PROVIDED RECORDS:
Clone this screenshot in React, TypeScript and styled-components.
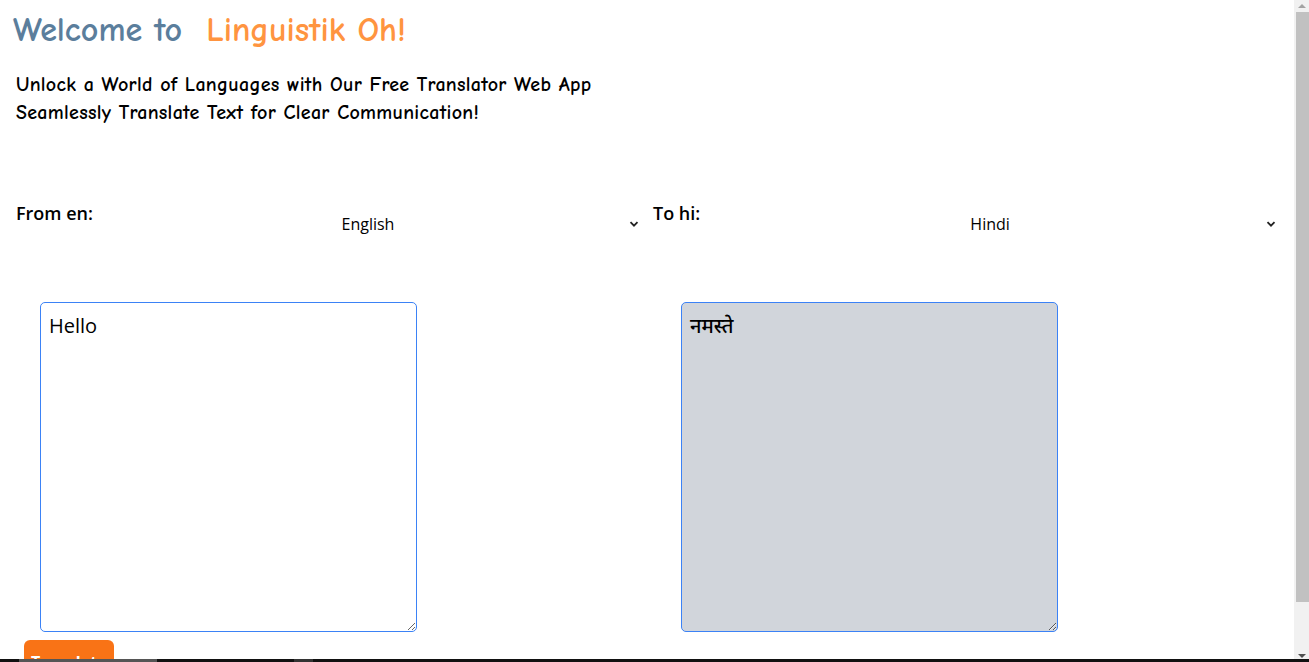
import styled, { createGlobalStyle } from "styled-components";

const GlobalStyle = createGlobalStyle`
  html, body {
    margin: 0;
    padding: 0;
    background: #ffffff;
    overflow: hidden;
  }
  body {
    font-family: "Open Sans", "Noto Sans", sans-serif;
    color: #000;
  }
`;

const Page = styled.main`
  min-height: 710px;
  padding: 8px 16px 0 13px;
`;

const Title = styled.h1`
  font-family: "Comic Sans MS", "Comic Neue", Lato, sans-serif;
  font-size: 34px;
  font-weight: 700;
  margin: 0;
  line-height: 44px;
  display: flex;
  gap: 24px;
`;

const TitlePart = styled.span<{ $tone: string }>`
  color: ${(p) => p.$tone};
`;

const Tagline = styled.div`
  font-family: "Comic Sans MS", "Comic Neue", Lato, sans-serif;
  font-weight: 700;
  font-size: 20px;
  line-height: 28px;
  margin: 19px 0 0 3px;
  letter-spacing: 0.3px;
`;

const Pickers = styled.section`
  display: grid;
  grid-template-columns: 629px 629px;
  column-gap: 8px;
  margin: 73px 0 0 3px;
`;

const Picker = styled.div`
  display: flex;
  align-items: flex-start;
  gap: 4px;
`;

const Label = styled.label`
  font-size: 18px;
  font-weight: 600;
  line-height: 26px;
  white-space: nowrap;
`;

const SelectWrap = styled.div`
  position: relative;
  flex: 1;
`;

const Select = styled.select`
  appearance: none;
  width: 100%;
  height: 48px;
  border: none;
  background: transparent;
  font-family: "Open Sans", "Noto Sans", sans-serif;
  font-size: 16px;
  color: #000;
  text-align: center;
  text-align-last: center;
  padding: 0 6px 0 0;
  outline: none;
`;

const Chevron = styled.svg`
  position: absolute;
  right: 6px;
  top: 19px;
  width: 10px;
  height: 10px;
  pointer-events: none;
`;

const Panes = styled.section`
  display: grid;
  grid-template-columns: 377px 377px;
  column-gap: 264px;
  margin: 54px 0 0 27px;
`;

const TextBox = styled.textarea<{ $filled?: boolean }>`
  box-sizing: border-box;
  width: 377px;
  height: 330px;
  border: 1px solid #3b82f6;
  border-radius: 5px;
  padding: 10px 8px;
  font-family: "Open Sans", "Noto Sans", "Noto Sans Devanagari", sans-serif;
  font-size: 20px;
  font-weight: 500;
  line-height: 26px;
  color: #000;
  background: ${(p) => (p.$filled ? "#d1d5db" : "#ffffff")};
  outline: none;
  resize: both;
`;

const TranslateButton = styled.button`
  display: block;
  margin: 8px 0 0 11px;
  padding: 12px 7px;
  border: none;
  border-radius: 6px;
  background: #f97316;
  color: #fff;
  font-family: "Open Sans", "Noto Sans", sans-serif;
  font-size: 16px;
  font-weight: 700;
  line-height: 20px;
`;

const Scrollbar = styled.div`
  position: fixed;
  top: 0;
  right: 0;
  bottom: 0;
  width: 15px;
  background: #f1f1f1;
  display: flex;
  flex-direction: column;
  align-items: center;
`;

const ScrollArrow = styled.div<{ $down?: boolean }>`
  height: 12px;
  width: 100%;
  display: flex;
  align-items: center;
  justify-content: center;
  &::after {
    content: "";
    border-left: 4px solid transparent;
    border-right: 4px solid transparent;
    ${(p) =>
      p.$down ? "border-top: 4px solid #505050;" : "border-bottom: 4px solid #a3a3a3;"}
  }
`;

const ScrollThumb = styled.div`
  width: 13px;
  height: 590px;
  margin-left: 2px;
  background: #c1c1c1;
`;

const ScrollSpace = styled.div`
  flex: 1;
`;

const Taskbar = styled.div`
  position: fixed;
  left: 0;
  right: 0;
  bottom: 0;
  height: 3px;
  background: #111;
  display: flex;
`;

const TaskSlot = styled.span<{ $left: number; $width: number; $shade: string }>`
  margin-left: ${(p) => p.$left}px;
  width: ${(p) => p.$width}px;
  background: ${(p) => p.$shade};
`;

const ChevronIcon = () => (
  <Chevron viewBox="0 0 10 10">
    <path d="M1.5 3.2 L5 6.7 L8.5 3.2" fill="none" stroke="#222" strokeWidth="1.8" />
  </Chevron>
);

export default function App() {
  return (
    <>
      <GlobalStyle />
      <Page>
        <Title>
          <TitlePart $tone="#5b7e9c">Welcome to</TitlePart>
          <TitlePart $tone="#ff9440">Linguistik Oh!</TitlePart>
        </Title>
        <Tagline>
          Unlock a World of Languages with Our Free Translator Web App
          <br />
          Seamlessly Translate Text for Clear Communication!
        </Tagline>

        <Pickers>
          <Picker>
            <Label>From en:</Label>
            <SelectWrap>
              <Select defaultValue="en">
                <option value="en">English</option>
                <option value="hi">Hindi</option>
              </Select>
              <ChevronIcon />
            </SelectWrap>
          </Picker>
          <Picker>
            <Label>To hi:</Label>
            <SelectWrap>
              <Select defaultValue="hi">
                <option value="en">English</option>
                <option value="hi">Hindi</option>
              </Select>
              <ChevronIcon />
            </SelectWrap>
          </Picker>
        </Pickers>

        <Panes>
          <TextBox defaultValue="Hello" />
          <TextBox $filled readOnly defaultValue="नमस्ते" />
        </Panes>

        <TranslateButton>Translate</TranslateButton>
      </Page>
      <Scrollbar>
        <ScrollArrow />
        <ScrollThumb />
        <ScrollSpace />
        <ScrollArrow $down />
      </Scrollbar>
      <Taskbar>
        <TaskSlot $left={19} $width={138} $shade="#555" />
        <TaskSlot $left={137} $width={19} $shade="#333" />
      </Taskbar>
    </>
  );
}
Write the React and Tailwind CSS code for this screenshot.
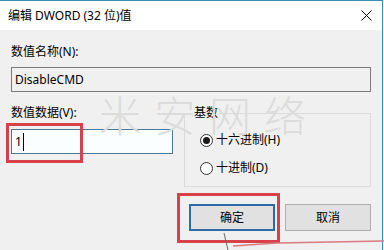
import React from "react";

function Radio({ checked, label }) {
  return (
    <div className="flex items-center h-[16px]">
      <span className="w-[13px] h-[13px] rounded-full border border-[#333333] bg-white flex items-center justify-center">
        {checked && <span className="w-[7px] h-[7px] rounded-full bg-[#1a1a1a]" />}
      </span>
      <span className="ml-[3px] text-[12px] leading-[16px] text-black">{label}</span>
    </div>
  );
}

export default function App() {
  return (
    <div className="w-[384px] h-[250px] bg-[#f4f8fa] overflow-hidden relative font-['Noto_Sans','Noto_Sans_CJK_SC',sans-serif]">
      <div className="w-[383px] h-[250px] bg-[#f0f0f0] border-t border-r border-[#3b8db5] flex flex-col">
        <div className="h-[29px] bg-white flex items-center justify-between pl-[8px] pr-[10px] shrink-0">
          <span className="text-[12px] leading-[16px] text-black">编辑 DWORD (32 位)值</span>
          <svg width="11" height="11" viewBox="0 0 11 11" className="text-black">
            <path d="M0.5 0.5 L10.5 10.5 M10.5 0.5 L0.5 10.5" stroke="currentColor" strokeWidth="1" />
          </svg>
        </div>
        <div className="px-[11px] flex flex-col">
          <div className="mt-[14px] text-[12px] leading-[16px] text-black">数值名称(N):</div>
          <div className="mt-[7px] h-[25px] border border-[#7a7a7a] bg-[#f0f0f0] pl-[3px] flex items-center text-[12px] text-black">
            DisableCMD
          </div>
          <div className="mt-[13px] flex">
            <div className="w-[162px] flex flex-col">
              <div className="text-[12px] leading-[16px] text-black">数值数据(V):</div>
              <div className="mt-[8px] h-[25px] border border-[#4a7895] bg-[#fbfeff] pl-[3px] flex items-center text-[12px] text-black">
                <span>1</span>
                <span className="w-px h-[18px] bg-black ml-[1px]" />
              </div>
            </div>
            <div className="ml-[11px] flex-1 relative">
              <div className="mt-[8px] h-[74px] border border-[#dcdcdc] pl-[15px] pt-[18px] flex flex-col gap-[12px]">
                <Radio checked label="十六进制(H)" />
                <Radio label="十进制(D)" />
              </div>
              <span className="absolute top-0 left-[9px] px-[1px] bg-[#f0f0f0] text-[12px] leading-[16px] text-black">基数</span>
            </div>
          </div>
          <div className="mt-[17px] flex justify-end gap-[10px]">
            <button className="w-[86px] h-[27px] border-2 border-[#2d6ca6] bg-[#e1e1e1] text-[12px] text-black flex items-center justify-center">
              确定
            </button>
            <button className="w-[86px] h-[27px] border border-[#adadad] bg-[#e1e1e1] text-[12px] text-black flex items-center justify-center">
              取消
            </button>
          </div>
        </div>
      </div>

      <div className="absolute left-[99px] top-[95px] text-[42px] leading-none tracking-[13px] text-[#dcdcdc] font-light pointer-events-none">
        米安网络
      </div>

      <div className="absolute left-[6px] top-[123px] w-[77px] h-[40px] border-[3px] border-[#d9414a]" />
      <div className="absolute left-[177px] top-[193px] w-[103px] h-[50px] border-[3px] border-[#d9414a]" />

      <svg className="absolute left-0 top-0 pointer-events-none" width="384" height="250">
        <path d="M224 233 L228 250" stroke="#6a6a6a" strokeWidth="1" />
        <path d="M233 246 L277 243 L384 241" stroke="#d97a7e" strokeWidth="1.5" fill="none" />
      </svg>
    </div>
  );
}
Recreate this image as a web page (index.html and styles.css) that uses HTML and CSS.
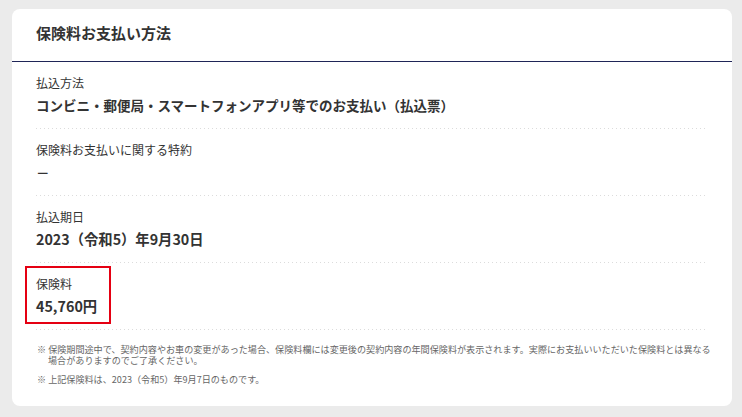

WRITTEN TASK:
Go through the records above, find every line with the word "screenshot", and list those lines.

RESULT BELOW:
Clone this screenshot in React, TypeScript and styled-components.
Write the React and Tailwind CSS code for this screenshot.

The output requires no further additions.